§ Given instruction: Check every line of the material below for the string "this", and return the ones that have it.

§ Data section:
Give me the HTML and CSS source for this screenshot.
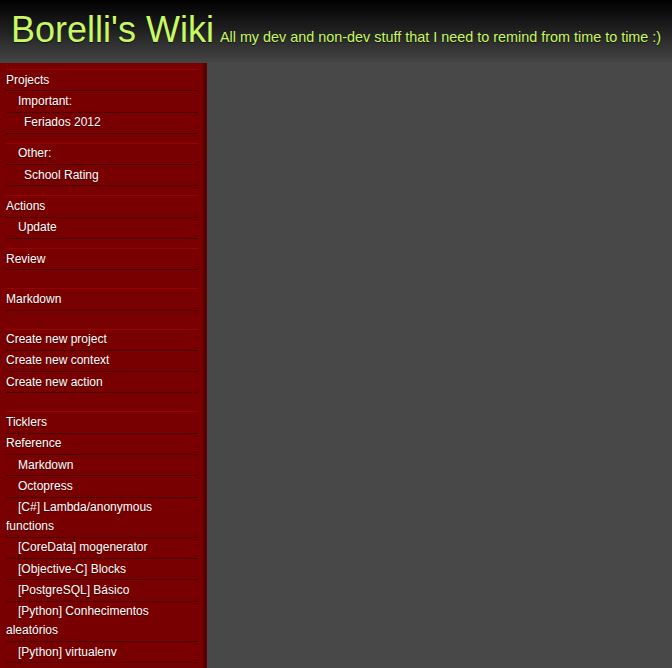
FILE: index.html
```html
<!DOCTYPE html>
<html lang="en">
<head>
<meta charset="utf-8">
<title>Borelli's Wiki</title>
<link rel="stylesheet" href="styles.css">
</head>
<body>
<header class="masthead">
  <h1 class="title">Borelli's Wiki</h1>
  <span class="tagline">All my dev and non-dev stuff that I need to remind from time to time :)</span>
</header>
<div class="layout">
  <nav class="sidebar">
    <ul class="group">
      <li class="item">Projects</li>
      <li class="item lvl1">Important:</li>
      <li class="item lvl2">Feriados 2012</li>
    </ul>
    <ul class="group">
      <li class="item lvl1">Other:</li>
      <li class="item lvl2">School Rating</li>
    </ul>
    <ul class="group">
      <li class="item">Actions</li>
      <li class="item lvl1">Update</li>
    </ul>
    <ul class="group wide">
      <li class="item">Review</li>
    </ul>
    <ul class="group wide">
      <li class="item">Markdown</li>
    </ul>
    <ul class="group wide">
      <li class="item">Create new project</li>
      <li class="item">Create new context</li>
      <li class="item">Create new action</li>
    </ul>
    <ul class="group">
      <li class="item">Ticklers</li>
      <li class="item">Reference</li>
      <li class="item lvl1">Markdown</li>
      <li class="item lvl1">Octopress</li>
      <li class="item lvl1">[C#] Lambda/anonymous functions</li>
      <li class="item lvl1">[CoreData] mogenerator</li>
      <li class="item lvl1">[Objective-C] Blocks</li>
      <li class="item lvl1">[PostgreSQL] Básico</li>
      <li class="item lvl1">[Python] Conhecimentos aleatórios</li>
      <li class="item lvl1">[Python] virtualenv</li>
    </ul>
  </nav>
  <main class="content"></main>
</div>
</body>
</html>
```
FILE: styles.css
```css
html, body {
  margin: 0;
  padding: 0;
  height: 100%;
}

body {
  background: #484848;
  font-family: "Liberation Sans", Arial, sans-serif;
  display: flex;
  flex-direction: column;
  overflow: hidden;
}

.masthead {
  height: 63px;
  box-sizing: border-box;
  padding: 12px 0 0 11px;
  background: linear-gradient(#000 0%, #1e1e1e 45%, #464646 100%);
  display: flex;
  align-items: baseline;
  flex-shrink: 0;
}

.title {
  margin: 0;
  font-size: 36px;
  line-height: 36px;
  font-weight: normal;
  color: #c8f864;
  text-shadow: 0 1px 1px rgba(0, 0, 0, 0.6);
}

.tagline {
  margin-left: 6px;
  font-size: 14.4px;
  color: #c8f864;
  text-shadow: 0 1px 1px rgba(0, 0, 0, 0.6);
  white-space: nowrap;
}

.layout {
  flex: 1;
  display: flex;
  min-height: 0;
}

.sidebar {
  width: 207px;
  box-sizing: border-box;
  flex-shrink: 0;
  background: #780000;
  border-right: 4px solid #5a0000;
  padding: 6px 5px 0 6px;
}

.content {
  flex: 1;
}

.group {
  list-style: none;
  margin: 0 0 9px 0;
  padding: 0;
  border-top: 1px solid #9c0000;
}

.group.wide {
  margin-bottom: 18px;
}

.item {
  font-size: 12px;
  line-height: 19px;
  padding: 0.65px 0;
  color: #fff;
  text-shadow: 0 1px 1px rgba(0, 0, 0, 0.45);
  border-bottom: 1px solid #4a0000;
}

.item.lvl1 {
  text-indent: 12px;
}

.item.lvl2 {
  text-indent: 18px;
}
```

---

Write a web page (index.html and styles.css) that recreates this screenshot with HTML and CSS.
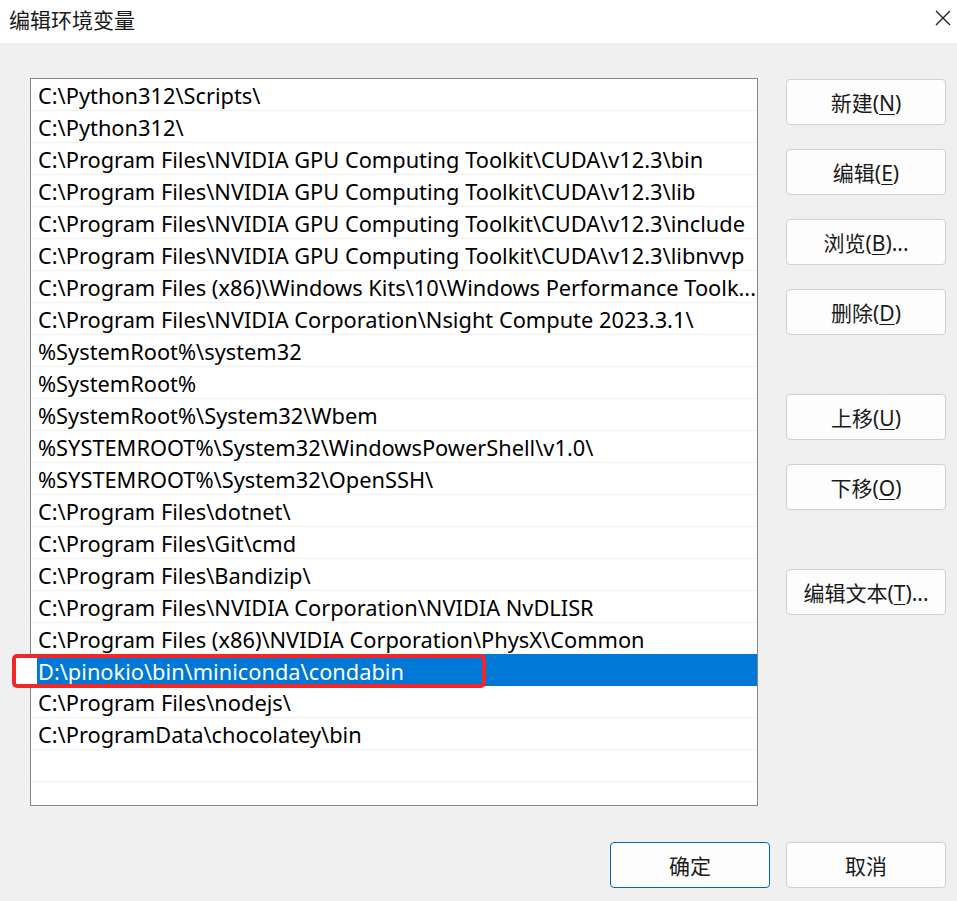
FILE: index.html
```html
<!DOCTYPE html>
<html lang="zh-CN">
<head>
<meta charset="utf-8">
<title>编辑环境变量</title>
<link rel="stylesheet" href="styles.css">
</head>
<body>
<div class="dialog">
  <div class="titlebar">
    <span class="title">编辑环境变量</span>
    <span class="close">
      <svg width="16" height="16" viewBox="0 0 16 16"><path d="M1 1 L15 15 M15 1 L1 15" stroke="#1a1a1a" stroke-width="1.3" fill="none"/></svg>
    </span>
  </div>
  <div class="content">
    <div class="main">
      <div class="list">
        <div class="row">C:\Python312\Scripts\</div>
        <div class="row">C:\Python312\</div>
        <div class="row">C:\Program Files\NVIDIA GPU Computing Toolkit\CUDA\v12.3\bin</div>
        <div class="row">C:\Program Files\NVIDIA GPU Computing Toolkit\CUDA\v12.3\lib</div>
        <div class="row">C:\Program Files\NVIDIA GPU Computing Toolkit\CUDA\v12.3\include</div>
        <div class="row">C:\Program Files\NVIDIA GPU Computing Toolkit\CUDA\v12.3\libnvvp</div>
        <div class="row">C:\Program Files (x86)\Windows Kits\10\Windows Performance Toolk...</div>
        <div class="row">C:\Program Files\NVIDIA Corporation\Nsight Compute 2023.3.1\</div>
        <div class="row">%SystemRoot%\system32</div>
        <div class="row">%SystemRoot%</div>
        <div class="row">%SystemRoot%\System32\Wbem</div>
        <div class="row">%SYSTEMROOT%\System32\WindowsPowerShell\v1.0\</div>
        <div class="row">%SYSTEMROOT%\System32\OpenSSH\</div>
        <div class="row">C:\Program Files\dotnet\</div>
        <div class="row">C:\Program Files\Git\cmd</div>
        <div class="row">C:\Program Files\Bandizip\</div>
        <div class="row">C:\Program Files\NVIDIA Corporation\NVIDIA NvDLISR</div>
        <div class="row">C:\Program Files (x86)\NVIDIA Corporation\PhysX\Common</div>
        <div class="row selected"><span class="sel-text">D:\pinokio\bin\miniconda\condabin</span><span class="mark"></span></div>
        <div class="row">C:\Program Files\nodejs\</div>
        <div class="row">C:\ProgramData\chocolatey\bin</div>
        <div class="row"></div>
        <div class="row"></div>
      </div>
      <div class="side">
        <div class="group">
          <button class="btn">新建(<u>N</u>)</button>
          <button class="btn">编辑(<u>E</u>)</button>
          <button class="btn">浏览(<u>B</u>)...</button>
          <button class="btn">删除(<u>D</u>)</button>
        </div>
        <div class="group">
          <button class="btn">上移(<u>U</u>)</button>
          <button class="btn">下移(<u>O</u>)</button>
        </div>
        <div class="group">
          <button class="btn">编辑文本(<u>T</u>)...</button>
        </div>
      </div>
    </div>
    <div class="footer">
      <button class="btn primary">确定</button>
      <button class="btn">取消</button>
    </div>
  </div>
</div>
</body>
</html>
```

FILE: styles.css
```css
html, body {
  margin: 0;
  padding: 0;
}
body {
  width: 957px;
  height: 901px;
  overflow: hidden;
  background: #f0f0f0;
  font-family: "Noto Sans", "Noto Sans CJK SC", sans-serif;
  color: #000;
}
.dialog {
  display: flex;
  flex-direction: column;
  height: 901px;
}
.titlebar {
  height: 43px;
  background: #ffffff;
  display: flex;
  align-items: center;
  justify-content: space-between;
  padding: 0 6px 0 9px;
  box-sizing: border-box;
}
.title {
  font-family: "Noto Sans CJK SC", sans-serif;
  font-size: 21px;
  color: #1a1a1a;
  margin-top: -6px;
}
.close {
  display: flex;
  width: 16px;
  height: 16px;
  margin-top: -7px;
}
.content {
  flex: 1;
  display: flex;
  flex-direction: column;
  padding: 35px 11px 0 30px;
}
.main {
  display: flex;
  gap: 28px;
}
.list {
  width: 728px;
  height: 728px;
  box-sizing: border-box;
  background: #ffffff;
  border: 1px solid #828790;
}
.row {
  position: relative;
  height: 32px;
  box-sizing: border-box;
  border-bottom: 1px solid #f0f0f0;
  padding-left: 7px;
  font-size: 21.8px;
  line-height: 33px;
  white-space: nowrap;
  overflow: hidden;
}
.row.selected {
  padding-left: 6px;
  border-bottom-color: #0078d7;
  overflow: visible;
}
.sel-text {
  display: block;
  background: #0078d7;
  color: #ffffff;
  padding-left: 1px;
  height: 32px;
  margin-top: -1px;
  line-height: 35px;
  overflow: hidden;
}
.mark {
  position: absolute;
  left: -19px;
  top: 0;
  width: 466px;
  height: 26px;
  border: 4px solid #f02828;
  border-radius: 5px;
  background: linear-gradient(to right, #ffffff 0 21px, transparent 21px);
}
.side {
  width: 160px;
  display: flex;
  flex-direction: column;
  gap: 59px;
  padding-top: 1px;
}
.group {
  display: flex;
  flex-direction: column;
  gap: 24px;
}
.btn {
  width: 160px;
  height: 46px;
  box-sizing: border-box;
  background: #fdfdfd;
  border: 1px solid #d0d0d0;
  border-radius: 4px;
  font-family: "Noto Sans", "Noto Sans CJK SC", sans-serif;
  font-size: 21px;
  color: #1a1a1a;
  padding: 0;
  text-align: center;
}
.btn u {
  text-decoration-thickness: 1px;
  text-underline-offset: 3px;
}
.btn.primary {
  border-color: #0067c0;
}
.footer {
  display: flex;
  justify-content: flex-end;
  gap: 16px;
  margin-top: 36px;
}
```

* * *

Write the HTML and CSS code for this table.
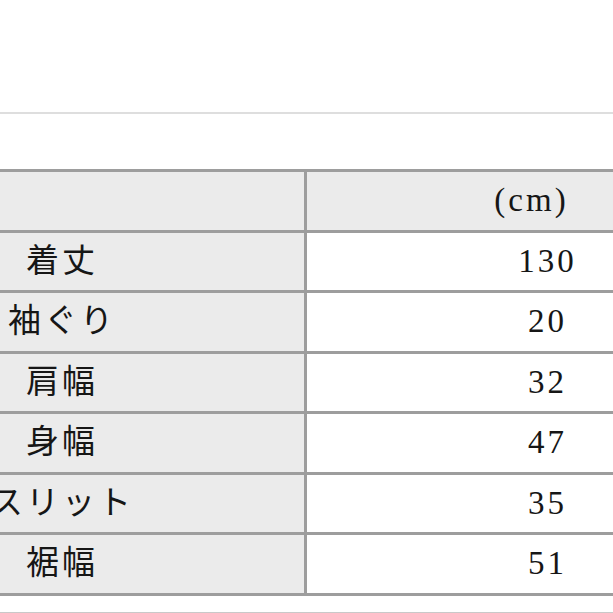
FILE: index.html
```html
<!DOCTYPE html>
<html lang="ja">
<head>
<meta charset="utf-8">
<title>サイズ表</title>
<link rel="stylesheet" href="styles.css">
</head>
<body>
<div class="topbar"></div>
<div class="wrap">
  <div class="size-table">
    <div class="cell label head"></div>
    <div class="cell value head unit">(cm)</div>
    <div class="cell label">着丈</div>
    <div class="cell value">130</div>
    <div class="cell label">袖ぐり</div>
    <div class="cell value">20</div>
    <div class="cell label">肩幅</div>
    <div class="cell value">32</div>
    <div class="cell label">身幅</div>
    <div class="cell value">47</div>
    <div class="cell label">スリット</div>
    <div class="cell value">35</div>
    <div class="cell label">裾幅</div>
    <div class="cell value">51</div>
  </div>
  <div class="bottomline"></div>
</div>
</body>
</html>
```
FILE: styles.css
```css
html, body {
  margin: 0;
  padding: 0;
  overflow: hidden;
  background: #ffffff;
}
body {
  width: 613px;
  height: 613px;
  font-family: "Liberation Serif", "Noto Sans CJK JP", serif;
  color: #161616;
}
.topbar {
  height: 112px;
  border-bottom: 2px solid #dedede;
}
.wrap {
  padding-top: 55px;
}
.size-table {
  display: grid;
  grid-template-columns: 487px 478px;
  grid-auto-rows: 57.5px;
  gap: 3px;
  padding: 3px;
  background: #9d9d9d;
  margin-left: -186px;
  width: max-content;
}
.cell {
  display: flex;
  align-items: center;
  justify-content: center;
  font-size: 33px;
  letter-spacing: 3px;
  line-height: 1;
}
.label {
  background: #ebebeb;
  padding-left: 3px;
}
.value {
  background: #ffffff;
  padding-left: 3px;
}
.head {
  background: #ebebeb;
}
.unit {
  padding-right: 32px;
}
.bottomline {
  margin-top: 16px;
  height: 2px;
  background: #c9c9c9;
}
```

§ Written reply:
Give me the HTML and CSS source for this screenshot.
Write a web page (index.html and styles.css) that recreates this screenshot with HTML and CSS.
Write the HTML and CSS code for this table.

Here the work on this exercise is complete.